Via, here.

Jen McCreight, a self-described atheist, feminist and geek “trapped in Indiana,” took issue with Hojatoleslam Kazim Sadeghi’s message during Friday prayers in Tehran, the Iranian capital.

The hard-line cleric, who was standing in for Supreme Leader Ayatollah Khamenei, said women who dress provocatively – thereby tempting men – are to blame for the world’s temblors…

McCreight, who is pursuing a double major in genetics and evolution, took to her blog, Blag Hag, on Monday, demanding that the world’s women band together in a scientific experiment to test the merits of Sadeghi’s hypothesis.

“Time for a Boobquake,” she wrote. “On Monday, April 26, I will wear the most cleavage-showing shirt I own. … I encourage other female skeptics to join me and embrace the supposed supernatural power of their breasts.

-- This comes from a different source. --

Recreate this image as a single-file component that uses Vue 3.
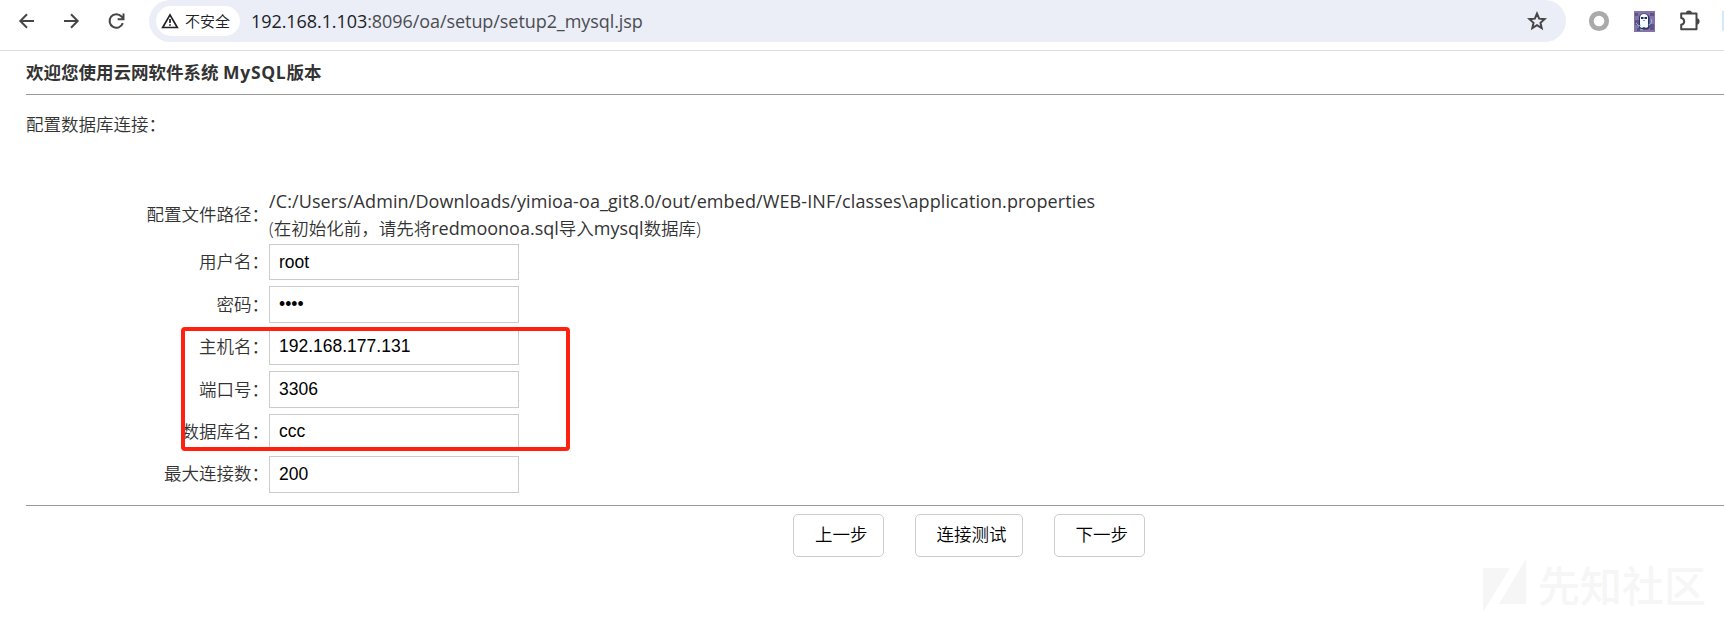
<script setup>
import { reactive } from 'vue'

const fields = reactive([
  { label: '用户名', value: 'root', type: 'text' },
  { label: '密码', value: 'root', type: 'password' },
  { label: '主机名', value: '192.168.177.131', type: 'text' },
  { label: '端口号', value: '3306', type: 'text' },
  { label: '数据库名', value: 'ccc', type: 'text' },
  { label: '最大连接数', value: '200', type: 'text' }
])
const actions = ['上一步', '连接测试', '下一步']
</script>

<template>
  <div class="window">
    <header class="toolbar">
      <nav class="nav">
        <svg width="22" height="22" viewBox="0 0 22 22"><path d="M18 11H4.8M11 4.300 4.300 11l6.700 6.700" /></svg>
        <svg width="22" height="22" viewBox="0 0 22 22"><path d="M3 11h13.200M10 4.300 16.700 11 10 17.700" /></svg>
        <svg width="22" height="22" viewBox="0 0 22 22"><path d="M16.800 13.200A6.800 6.800 0 1 1 15.500 6.500L17.500 8.500M17.500 3.500v5.800h-5.800" /></svg>
      </nav>
      <div class="omnibox">
        <div class="chip">
          <svg width="18" height="16" viewBox="0 0 18 16"><path d="M9 1.900 16.300 14.500H1.700Z" /><path d="M9 6v4M9 11.200v1.600" /></svg>
          <span>不安全</span>
        </div>
        <div class="url"><span class="host">192.168.1.103</span>:8096/oa/setup/setup2_mysql.jsp</div>
        <svg class="star" width="20" height="20" viewBox="0 0 20 20"><path d="m10 2.600 2.150 5.050 5.450.5-4.120 3.620 1.220 5.330L10 14.250 5.300 17.100l1.220-5.330L2.400 8.150l5.450-.5Z" /></svg>
      </div>
      <div class="extensions">
        <svg class="ring" width="22" height="22" viewBox="0 0 22 22"><circle cx="11" cy="11" r="7.700" /></svg>
        <svg class="ghost" width="21" height="21" viewBox="0 0 21 21">
          <path fill="#8573a6" d="M0 0h21v21H0z" />
          <path fill="#62508c" d="M1 2h3v3H1zM16 2h4v3h-4zM1 9h4v5H1zM16 13h4v6h-4zM3 17h3v3H3z" />
          <path fill="#2e3563" d="M5 17V7q0-4.500 5-4.500T15.500 7v10l-2 1.500H7z" />
          <path fill="#f5fbff" d="M6 16V7q0-4 4-4t4 4v9l-2 1-2-1-2 1-2-1z" />
          <path fill="#172b61" d="M7 6h2.500v2H7zM10.500 6H13v2h-2.500zM9.500 9h1v1h-1z" />
          <path stroke="#70c5df" fill="none" d="m2 12 3 3 2-1M14.500 14l3-2V8M6 18l3 1" />
        </svg>
        <svg class="puzzle" width="24" height="24" viewBox="0 0 24 24">
          <path d="M4.200 4.500h15.300v15.800H4.200v-4.600q3-.6 3-3.300t-3-3.300Z" />
          <path class="knobs" d="M8.800 4.500a3.100 3.100 0 0 1 6.200 0ZM19.500 9.300a3.100 3.100 0 0 1 0 6.200Z" />
        </svg>
      </div>
      <i class="edge"></i>
    </header>

    <main class="page">
      <h1>欢迎您使用云网软件系统 <span>MySQL</span>版本</h1>
      <p class="intro">配置数据库连接：</p>

      <form class="settings" @submit.prevent>
        <div class="row path-row">
          <label>配置文件路径：</label>
          <div class="path">
            <div class="path-name">/C:/Users/Admin/Downloads/yimioa-oa_git8.0/out/embed/WEB-INF/classes\application.properties</div>
            <div class="path-note">(在初始化前，请先将<span>redmoonoa.sql</span>导入<span>mysql</span>数据库)</div>
          </div>
        </div>
        <div v-for="field in fields" :key="field.label" class="row">
          <label>{{ field.label }}：</label>
          <input v-model="field.value" :type="field.type" />
        </div>
        <div class="marker"></div>
      </form>

      <div class="actions">
        <button v-for="action in actions" :key="action" type="button">{{ action }}</button>
      </div>
    </main>

    <div class="watermark">
      <svg width="44" height="54" viewBox="0 0 44 54"><path d="M0 9h27L0 53ZM43 0v45H16Z" /></svg>
      <span>先知社区</span>
    </div>
  </div>
</template>

<style>
body {
  margin: 0;
  overflow: hidden;
}
</style>

<style scoped>
.window {
  position: relative;
  box-sizing: border-box;
  width: 1724px;
  height: 617px;
  overflow: hidden;
  background: #fff;
  color: #333;
  font: 350 17.5px/27px "Open Sans", "Noto Sans CJK SC", sans-serif;
}
.toolbar {
  display: flex;
  box-sizing: border-box;
  height: 51px;
  border-bottom: 1px solid #dcdddf;
}
svg {
  display: block;
  flex: none;
}
.nav {
  display: flex;
  gap: 23px;
  width: 133px;
  padding: 10px 0 0 16px;
}
.nav svg, .chip svg, .star, .puzzle {
  fill: none;
  stroke: #464646;
  stroke-width: 2;
}
.omnibox {
  display: flex;
  align-items: center;
  box-sizing: border-box;
  width: 1417px;
  height: 42px;
  padding: 0 19px 0 7px;
  border-radius: 21px;
  background: #ebeef7;
}
.chip {
  display: flex;
  align-items: center;
  gap: 6px;
  box-sizing: border-box;
  width: 84px;
  height: 30px;
  padding-left: 5px;
  border-radius: 15px;
  background: #fff;
  color: #202124;
  font-size: 15px;
}
.chip svg {
  stroke: #202124;
  stroke-width: 1.7;
}
.url {
  flex: 1;
  margin-left: 11px;
  font-size: 18px;
  font-weight: 400;
  letter-spacing: -0.07px;
  color: #4a4c50;
  white-space: nowrap;
}
.host {
  color: #202124;
}
.extensions {
  display: flex;
  padding: 10px 0 0 22px;
}
.ring {
  fill: none;
  stroke: #aaa;
  stroke-width: 4.8;
}
.ghost {
  margin: 1px 0 0 24px;
}
.puzzle {
  margin: -1px 0 0 22px;
  stroke-linejoin: round;
}
.knobs {
  fill: #464646;
  stroke: none;
}
.edge {
  width: 2px;
  height: 20px;
  margin: 11px 0 0 auto;
  background: #d3e8fb;
}
.page {
  padding-left: 26px;
}
h1 {
  box-sizing: border-box;
  height: 44px;
  margin: 0;
  padding-top: 8px;
  border-bottom: 1px solid #999;
  font-size: 17.5px;
  line-height: 27px;
}
h1 span {
  letter-spacing: 0.7px;
}
.intro {
  height: 28px;
  margin: 16px 0 0;
}
.settings {
  position: relative;
  box-sizing: border-box;
  height: 367px;
  padding-top: 48.75px;
  border-bottom: 1px solid #999;
}
.row {
  display: flex;
  height: 42.45px;
}
label {
  box-sizing: border-box;
  width: 243px;
  padding-top: 4.5px;
  text-align: right;
  white-space: nowrap;
}
.path-row {
  height: 56px;
}
.path-row label {
  padding-top: 13px;
}
.path {
  white-space: nowrap;
}
.path-name {
  font-size: 18px;
  font-weight: 400;
  letter-spacing: 0.1px;
}
.path-note span {
  font-size: 18px;
  font-weight: 400;
}
input {
  box-sizing: border-box;
  width: 250px;
  height: 36.6px;
  padding: 0 9px;
  border: 1px solid #ccc;
  outline: 0;
  background: #fff;
  color: #000;
  font: 17.5px "Liberation Sans", sans-serif;
}
.marker {
  position: absolute;
  left: 155px;
  top: 188px;
  box-sizing: border-box;
  width: 389px;
  height: 124px;
  border: 4px solid #ff2010;
  border-radius: 4px;
}
.actions {
  display: flex;
  gap: 30.5px;
  padding: 8px 0 0 767px;
}
button {
  height: 43px;
  padding: 0 15.5px 4px 21px;
  border: 1px solid #ccc;
  border-radius: 5px;
  background: #fff;
  color: #000;
  font: 350 17.5px/27px "Noto Sans CJK SC", sans-serif;
}
.watermark {
  position: absolute;
  left: 1483px;
  top: 559px;
  display: flex;
  gap: 11px;
  color: #f6f6f6;
  font: 500 42px/50px "Noto Sans CJK SC", sans-serif;
  white-space: nowrap;
}
.watermark svg {
  fill: #f6f6f6;
}
</style>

Or short shorts, if that’s your preferred form of immodesty.”

She continued, “With the power of our scandalous bodies combined, we should surely produce an earthquake. If not, I’m sure [Sadeghi] can come up with a rational explanation for why the ground didn’t rumble.”

What fun and can we make it a daily event?

Sadly, of course, it won\’t work, for Diocletian was right. It\’s Teh Gays which cause earthquakes, everybody knows that….

9 thoughts on “Boobquake!”

  1. The Pedant-General

    And if there is an earthquake tomorrow she’s going to look really very silly indeed.

    (Mind you, so will any self-respecting geologist or anyone with a passing aquantaince with any branch of rational thinking so she’ll be in good company)

  2. Pedant-General,
    There are several earthquakes every day somewhere in the world. The endeavour was doomed to failure from the start.

  3. Would also be nice to hear a lot of quintessential rock and roll song “Short shorts” while this experiment is conducted.It is a matter of lasting regret that the follow-up record ,”Leotards” is not better known.

  4. There are thousands of detected earthquakes on a daily basis. On the other hand, there are millions of immodestly dressed women.

    In the past, when fewer women dressed immodestly (there were fewer women for a start), there were fewer detected earthquakes. Irrationally ignoring improvements in seismic surveying tech, I hereby declare that there is at least a weak correlation and, as this is an economics blog, that is at least strong enough to allow someone plaudits from the ignorant for claiming causation.

    Of course, it could be the other way – earthquakes could cause subtle changes in the female brain chemistry? What about getting a bunch of students in one of those earthquake simulators and seeing if they start taking their clothes off?

  5. I wonder what caused all the seismic activity throughout the millions of years prior to the adoption of the micro-skirt and push-up bra.

  6. The experiment needs a control.